1. Cut the chicken breasts into bite sized chunks
2. Mix the chicken with the ginger, garlic and yogurt. Cover and marinade for 12 hours or in the fridge overnight.
3. Liquidise the chopped onion and red chillies, add a little water if you need to. blend til smooth.
4. Heat the ghee/oil in a pan.
5. Add the ground coriander, ground black pepper, turmeric and garam masala and stir fry for about 1-minute over a low heat.
6. Turn up the heat, add the onion and chilli paste and stir fry for 10-minutes.
7. Add the chicken and the marinade and continue to stir fry for another 10-minutes.

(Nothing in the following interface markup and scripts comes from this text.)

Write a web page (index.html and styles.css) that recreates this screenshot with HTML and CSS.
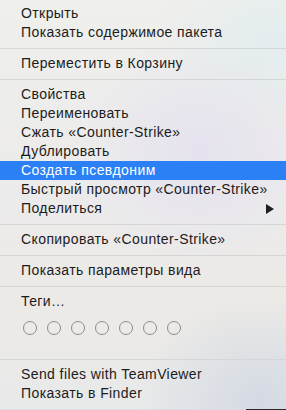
FILE: index.html
```html
<!DOCTYPE html>
<html lang="ru">
<head>
<meta charset="utf-8">
<link rel="stylesheet" href="styles.css">
</head>
<body>
<div class="menu">
  <div class="item">Открыть</div>
  <div class="item">Показать содержимое пакета</div>
  <div class="sep"></div>
  <div class="item">Переместить в Корзину</div>
  <div class="sep"></div>
  <div class="item">Свойства</div>
  <div class="item">Переименовать</div>
  <div class="item">Сжать «Counter-Strike»</div>
  <div class="item">Дублировать</div>
  <div class="item active">Создать псевдоним</div>
  <div class="item">Быстрый просмотр «Counter-Strike»</div>
  <div class="item sub">Поделиться<span class="arrow"></span></div>
  <div class="sep"></div>
  <div class="item">Скопировать «Counter-Strike»</div>
  <div class="sep"></div>
  <div class="item">Показать параметры вида</div>
  <div class="sep"></div>
  <div class="item">Теги…</div>
  <div class="tags">
    <span class="dot"></span><span class="dot"></span><span class="dot"></span><span class="dot"></span><span class="dot"></span><span class="dot"></span><span class="dot"></span>
  </div>
  <div class="sep"></div>
  <div class="item">Send files with TeamViewer</div>
  <div class="item">Показать в Finder</div>
</div>
</body>
</html>
```
FILE: styles.css
```css
html, body {
  margin: 0;
  padding: 0;
  background: linear-gradient(90deg, #dadcdf 0, #dadcdf 246px, #2a2a2c 246px);
}
.menu {
  width: 286px;
  height: 409px;
  box-sizing: border-box;
  padding: 4px 0 6px;
  background:
    radial-gradient(ellipse 160px 120px at 270px 40px, rgba(220,236,240,0.6), rgba(220,236,240,0) 70%),
    radial-gradient(ellipse 180px 160px at 200px 150px, rgba(226,222,240,0.7), rgba(226,222,240,0) 70%),
    radial-gradient(ellipse 160px 140px at 260px 400px, rgba(210,216,226,0.9), rgba(210,216,226,0) 75%),
    linear-gradient(180deg, #efefec 0%, #ecebeb 50%, #eceae6 75%, #e8e9ea 100%);
  font-family: "Liberation Sans", Arial, sans-serif;
  font-size: 14px;
  letter-spacing: 0.4px;
  color: #1c1c1c;
}
.item {
  height: 19px;
  line-height: 19px;
  padding: 0 12px 0 21px;
  display: flex;
  align-items: center;
  justify-content: space-between;
  white-space: nowrap;
}
.item.active {
  background: #2c80f5;
  color: #ffffff;
}
.arrow {
  width: 0;
  height: 0;
  border-left: 8px solid #1e1e1e;
  border-top: 5px solid transparent;
  border-bottom: 5px solid transparent;
}
.sep {
  height: 1px;
  margin: 6px 0 5px;
  background: #d6d6d6;
}
.tags {
  height: 42px;
  box-sizing: border-box;
  padding: 10px 0 0 23px;
  display: flex;
  gap: 10px;
  align-items: flex-start;
}
.dot {
  width: 14px;
  height: 14px;
  box-sizing: border-box;
  border: 1px solid #8c8c8c;
  border-radius: 50%;
}
```
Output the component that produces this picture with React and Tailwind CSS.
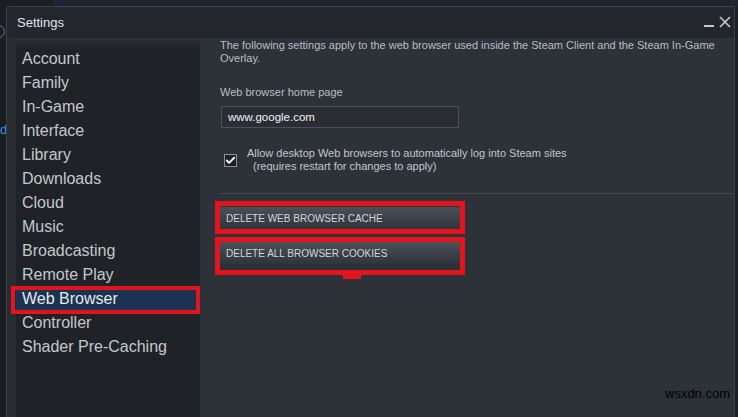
import { Check } from 'lucide-react';

const sections = [
  'Account',
  'Family',
  'In-Game',
  'Interface',
  'Library',
  'Downloads',
  'Cloud',
  'Music',
  'Broadcasting',
  'Remote Play',
  'Web Browser',
  'Controller',
  'Shader Pre-Caching',
];

function NavItem({ label, active }) {
  if (!active) {
    return (
      <div className="h-[24px] flex items-center pl-[6px] text-[16px] text-[#c3c8cd]">
        {label}
      </div>
    );
  }
  return (
    <div className="relative h-[24px] flex items-center pl-[6px] text-[16px] text-[#e6eaee] bg-[#1b3350]">
      {label}
      <div className="absolute -left-[5px] -top-[1px] right-0 -bottom-[3px] border-[4px] border-[#e3141d]" />
    </div>
  );
}

function ActionButton({ label, box, tab }) {
  return (
    <div className="relative w-[241px] ml-[-1px]">
      <button className="w-full h-[22px] flex items-center pl-[7px] text-[10px] text-[#d2d6da] bg-gradient-to-b from-[#4b5059] to-[#30343b] rounded-[2px]">
        {label}
      </button>
      <div className={`absolute -left-[4px] -right-[5px] border-[5px] border-[#e3141d] ${box}`} />
      {tab && <div className="absolute left-[124px] -bottom-[15px] w-[18px] h-[5px] bg-[#e3141d]" />}
    </div>
  );
}

export default function App() {
  return (
    <div
      className="relative w-[738px] h-[417px] overflow-hidden bg-[#1b1e23]"
      style={{ fontFamily: '"Liberation Sans", Arial, sans-serif' }}
    >
      {/* window behind the dialog */}
      <div className="absolute left-[53px] top-0 right-0 h-[7px] bg-[#1f2531]" />
      <div className="absolute left-[-8px] top-[25px] w-[13px] h-[13px] rounded-full border border-[#6b7078]" />
      <div className="absolute left-0 top-[122px] text-[13px] leading-[16px] text-[#3f8ed8]">d</div>

      {/* settings dialog */}
      <div className="absolute left-[6px] top-[6px] w-[729px] h-[420px] flex flex-col bg-[#23262c] border border-[#3b4049] rounded-tl-[3px]">
        <div className="h-[31px] flex items-center pl-[10px] pr-[3px]">
          <span className="text-[13px] text-[#e2e5e8]">Settings</span>
          <div className="ml-auto flex items-end gap-[5px]">
            <div className="w-[10px] h-[2px] bg-[#c4c8cc] mb-[3px]" />
            <svg width="12" height="12" viewBox="0 0 12 12" className="mb-[2px]">
              <path d="M1 1 L11 11 M11 1 L1 11" stroke="#c4c8cc" strokeWidth="1.6" />
            </svg>
          </div>
        </div>

        <div className="flex flex-1">
          <div className="w-[9px] bg-[#292c31]" />

          <nav className="w-[184px] pt-[9px] bg-[linear-gradient(to_bottom,#2c3037_0px,#1f2227_12px)]">
            {sections.map((s) => (
              <NavItem key={s} label={s} active={s === 'Web Browser'} />
            ))}
          </nav>

          <section className="flex-1 flex flex-col bg-[#2d3138] pl-[20px] pr-[1px] pt-[1px] text-[11px] leading-[13px] text-[#b9bec3]">
            <p className="pr-[14px]">
              The following settings apply to the web browser used inside the Steam Client and the Steam In-Game
              Overlay.
            </p>

            <div className="mt-[21px]">Web browser home page</div>
            <div className="mt-[7px] ml-[1px] w-[238px] h-[22px] flex items-center pl-[6px] bg-[#2a2d33] border border-[#4c5159] text-[11.5px] text-[#f0f2f4]">
              www.google.com
            </div>

            <label className="mt-[19px] ml-[4px] flex items-center gap-[10px]">
              <span className="w-[13px] h-[13px] flex items-center justify-center bg-[#1e2024] border border-[#8c9198]">
                <Check size={11} strokeWidth={4} color="#ffffff" />
              </span>
              <span className="text-[#c3c7cb]">
                Allow desktop Web browsers to automatically log into Steam sites
                <br />
                <span className="pl-[6px]">(requires restart for changes to apply)</span>
              </span>
            </label>

            <div className="mt-[20px] h-px bg-[#454a52]" />

            <div className="mt-[13px]">
              <ActionButton label="DELETE WEB BROWSER CACHE" box="-top-[6px] -bottom-[5px]" />
            </div>
            <div className="mt-[13px]">
              <ActionButton label="DELETE ALL BROWSER COOKIES" box="-top-[5px] -bottom-[11px]" tab />
            </div>

            <span className="mt-[123px] ml-[445px] text-[13px] text-black">wsxdn.com</span>
          </section>
        </div>
      </div>
    </div>
  );
}
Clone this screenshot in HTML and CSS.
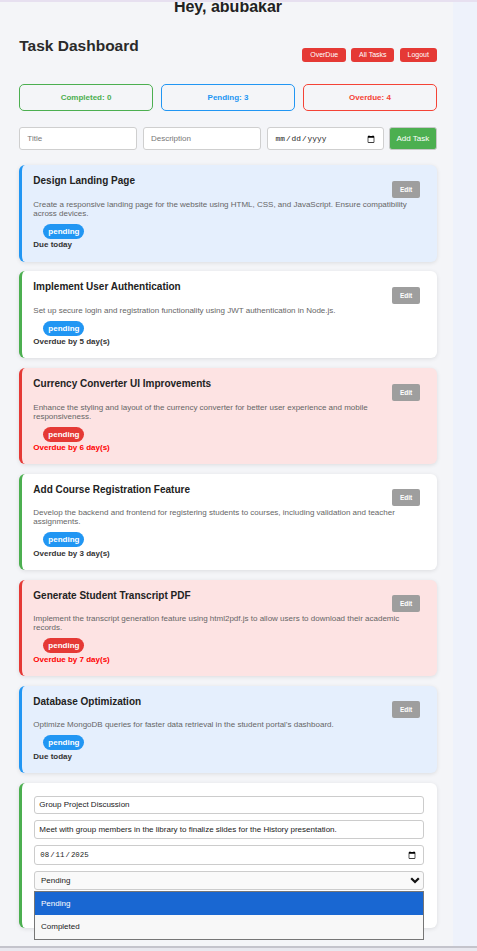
FILE: index.html
```html
<!DOCTYPE html>
<html lang="en">
<head>
<meta charset="utf-8">
<title>Task Dashboard</title>
<link rel="stylesheet" href="styles.css">
</head>
<body>
<div class="wrap">
  <main class="page">
    <h2 class="greet">Hey, abubakar</h2>
    <header class="head">
      <h1 class="title">Task Dashboard</h1>
      <nav class="nav">
        <button class="nav-btn">OverDue</button>
        <button class="nav-btn">All Tasks</button>
        <button class="nav-btn">Logout</button>
      </nav>
    </header>

    <section class="stats">
      <div class="stat stat-done">Completed: 0</div>
      <div class="stat stat-pending">Pending: 3</div>
      <div class="stat stat-over">Overdue: 4</div>
    </section>

    <form class="add-row">
      <input class="field" type="text" placeholder="Title">
      <input class="field" type="text" placeholder="Description">
      <input class="field field-date" type="date">
      <button class="add-btn" type="button">Add Task</button>
    </form>

    <section class="list">
      <article class="card card-today">
        <div class="card-head">
          <h3 class="card-title">Design Landing Page</h3>
          <button class="edit-btn">Edit</button>
        </div>
        <p class="desc">Create a responsive landing page for the website using HTML, CSS, and JavaScript. Ensure compatibility across devices.</p>
        <span class="badge badge-blue">pending</span>
        <div class="due">Due today</div>
      </article>

      <article class="card card-ok">
        <div class="card-head">
          <h3 class="card-title">Implement User Authentication</h3>
          <button class="edit-btn">Edit</button>
        </div>
        <p class="desc">Set up secure login and registration functionality using JWT authentication in Node.js.</p>
        <span class="badge badge-blue">pending</span>
        <div class="due">Overdue by 5 day(s)</div>
      </article>

      <article class="card card-late">
        <div class="card-head">
          <h3 class="card-title">Currency Converter UI Improvements</h3>
          <button class="edit-btn">Edit</button>
        </div>
        <p class="desc">Enhance the styling and layout of the currency converter for better user experience and mobile responsiveness.</p>
        <span class="badge badge-red">pending</span>
        <div class="due due-red">Overdue by 6 day(s)</div>
      </article>

      <article class="card card-ok">
        <div class="card-head">
          <h3 class="card-title">Add Course Registration Feature</h3>
          <button class="edit-btn">Edit</button>
        </div>
        <p class="desc">Develop the backend and frontend for registering students to courses, including validation and teacher assignments.</p>
        <span class="badge badge-blue">pending</span>
        <div class="due">Overdue by 3 day(s)</div>
      </article>

      <article class="card card-late">
        <div class="card-head">
          <h3 class="card-title">Generate Student Transcript PDF</h3>
          <button class="edit-btn">Edit</button>
        </div>
        <p class="desc">Implement the transcript generation feature using html2pdf.js to allow users to download their academic records.</p>
        <span class="badge badge-red">pending</span>
        <div class="due due-red">Overdue by 7 day(s)</div>
      </article>

      <article class="card card-today">
        <div class="card-head">
          <h3 class="card-title">Database Optimization</h3>
          <button class="edit-btn">Edit</button>
        </div>
        <p class="desc">Optimize MongoDB queries for faster data retrieval in the student portal’s dashboard.</p>
        <span class="badge badge-blue">pending</span>
        <div class="due">Due today</div>
      </article>

      <article class="card card-ok card-edit">
        <input class="efield" type="text" value="Group Project Discussion">
        <input class="efield" type="text" value="Meet with group members in the library to finalize slides for the History presentation.">
        <input class="efield efield-date" type="date" value="2025-08-11">
        <div class="select-wrap">
          <select class="eselect">
            <option selected>Pending</option>
            <option>Completed</option>
          </select>
          <svg class="chev" width="10" height="7" viewBox="0 0 10 7"><polyline points="1.2,1.2 5,5 8.8,1.2" fill="none" stroke="#111" stroke-width="2.2"/></svg>
          <ul class="menu">
            <li class="menu-item menu-active">Pending</li>
            <li class="menu-item">Completed</li>
          </ul>
        </div>
      </article>
    </section>
  </main>
</div>
<div class="bottom-bar"></div>
</body>
</html>
```

FILE: styles.css
```css
* { box-sizing: border-box; }

html, body {
  margin: 0;
  padding: 0;
}

body {
  background: #eef2fb;
  border-top: 2px solid #e7e0f0;
  font-family: "Liberation Sans", Arial, sans-serif;
  color: #222;
}

.wrap {
  display: flex;
}

.page {
  width: 453px;
  background: #f4f5f8;
  padding: 0 16.3px 17.7px 19.3px;
}

.greet {
  margin: 0;
  font-size: 16px;
  line-height: 10px;
  height: 10px;
  font-weight: bold;
  text-align: center;
  color: #222;
}

.head {
  margin-top: 24.6px;
  display: flex;
  justify-content: space-between;
  align-items: flex-start;
}

.title {
  margin: 0;
  font-size: 15.5px;
  line-height: 17.8px;
  font-weight: bold;
  color: #2a2a2a;
}

.nav {
  margin-top: 11.7px;
  display: flex;
  gap: 5.3px;
}

.nav-btn {
  height: 14px;
  padding: 0 7.8px;
  border: 0;
  border-radius: 3px;
  background: #e53935;
  color: #fff;
  font-family: inherit;
  font-size: 7px;
  line-height: 14px;
}

.stats {
  margin-top: 21.7px;
  display: grid;
  grid-template-columns: 1fr 1fr 1fr;
  gap: 8.6px;
}

.stat {
  height: 26.7px;
  border: 1px solid;
  border-radius: 5px;
  display: flex;
  align-items: center;
  justify-content: center;
  font-size: 8px;
  font-weight: bold;
}

.stat-done { border-color: #4caf50; color: #4caf50; }
.stat-pending { border-color: #2196f3; color: #2196f3; }
.stat-over { border-color: #f44336; color: #f44336; }

.add-row {
  margin: 16.6px 0 0;
  display: flex;
  gap: 5.6px;
  height: 23px;
}

.field {
  flex: 1;
  min-width: 0;
  height: 23px;
  border: 1px solid #cfcfcf;
  border-radius: 3px;
  background: #fff;
  padding: 0 7px;
  font-family: inherit;
  font-size: 8px;
  color: #333;
}

.field::placeholder { color: #777; }

.field-date {
  font-family: "Liberation Mono", "DejaVu Sans Mono", monospace;
  font-size: 7.8px;
  color: #222;
  padding: 0 6px 0 7px;
}

.add-btn {
  width: 47.6px;
  height: 23px;
  border: 1px solid #c8c8c8;
  border-radius: 3px;
  background: #4caf50;
  color: #fff;
  font-family: inherit;
  font-size: 8px;
  padding: 0;
}

.list {
  margin-top: 15px;
  display: flex;
  flex-direction: column;
  gap: 9.6px;
}

.card {
  display: flex;
  flex-direction: column;
  align-items: stretch;
  border-left: 3px solid;
  border-radius: 6px;
  padding: 10px 16.7px 12px 11px;
  box-shadow: 0 1px 4px rgba(0, 0, 0, 0.1);
}

.card-today { background: #e5effd; border-left-color: #2196f3; }
.card-ok { background: #fff; border-left-color: #4caf50; }
.card-late { background: #fde3e3; border-left-color: #e53935; }

.card-head {
  display: flex;
  justify-content: space-between;
  align-items: flex-start;
}

.card-title {
  margin: 0;
  font-size: 10px;
  line-height: 11.5px;
  font-weight: bold;
  color: #222;
}

.edit-btn {
  margin-top: 5.5px;
  width: 28px;
  height: 17px;
  padding: 0;
  border: 0;
  border-radius: 2px;
  background: #9e9e9e;
  color: #fff;
  font-family: inherit;
  font-size: 6.5px;
  font-weight: bold;
}

.desc {
  margin: 2px 0 6px;
  font-size: 8px;
  line-height: 9px;
  color: #666;
}

.badge {
  align-self: flex-start;
  margin-left: 10px;
  height: 15px;
  padding: 0 5px;
  border-radius: 8px;
  color: #fff;
  font-size: 8px;
  font-weight: bold;
  line-height: 15px;
}

.badge-blue { background: #2196f3; }
.badge-red { background: #e53935; }

.due {
  margin-top: 1.6px;
  font-size: 8px;
  line-height: 9.2px;
  font-weight: bold;
  color: #333;
}

.due-red { color: #f00; }

.card-edit {
  padding: 13px 13px 38.3px 11.7px;
}

.efield {
  display: block;
  width: 100%;
  height: 18.6px;
  margin: 0 0 6.2px;
  border: 1px solid #ccc;
  border-radius: 3px;
  background: #fff;
  padding: 0 4.3px;
  font-family: inherit;
  font-size: 8px;
  color: #1a1a1a;
}

.efield-date {
  height: 19.7px;
  font-family: "Liberation Mono", "DejaVu Sans Mono", monospace;
  font-size: 7.4px;
  padding: 0 5px 0 4.3px;
}

.select-wrap {
  position: relative;
  height: 18.7px;
}

.eselect {
  appearance: none;
  -webkit-appearance: none;
  display: block;
  width: 100%;
  height: 18.7px;
  border: 1px solid #ccc;
  border-radius: 3px;
  background: #f9f9f9;
  padding: 0 6px;
  font-family: inherit;
  font-size: 8px;
  color: #1a1a1a;
}

.chev {
  position: absolute;
  right: 4px;
  top: 6px;
  pointer-events: none;
}

.menu {
  position: absolute;
  left: 0;
  right: 0;
  top: 19.7px;
  margin: 0;
  padding: 0;
  list-style: none;
  border: 1px solid #767676;
  background: #f8f8f8;
  z-index: 5;
}

.menu-item {
  height: 23.7px;
  line-height: 23.7px;
  padding: 0 6px;
  font-size: 8px;
  color: #1a1a1a;
}

.menu-active {
  background: #1967d2;
  color: #fff;
}

.bottom-bar {
  border-top: 2px solid #c4c4cc;
  background: #e8e8ef;
  height: 12px;
}
```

8. Add the creamed coconut and enough water to *just* cover the chicken and bring to the boil, stirring until the coconut is dissolved. Stir in the ground almonds.
9. Reduce heat to low, cover the pan and simmer until the chicken is tender (30-40 minutes).
10. Remove from heat, add lemon juice and salt to taste. Mix well.
The final product was very delicious and tasted even better the next day as leftovers. The combination of the almonds, ginger, garlic and coconut milk made for a nice creamy rich tasting sauce.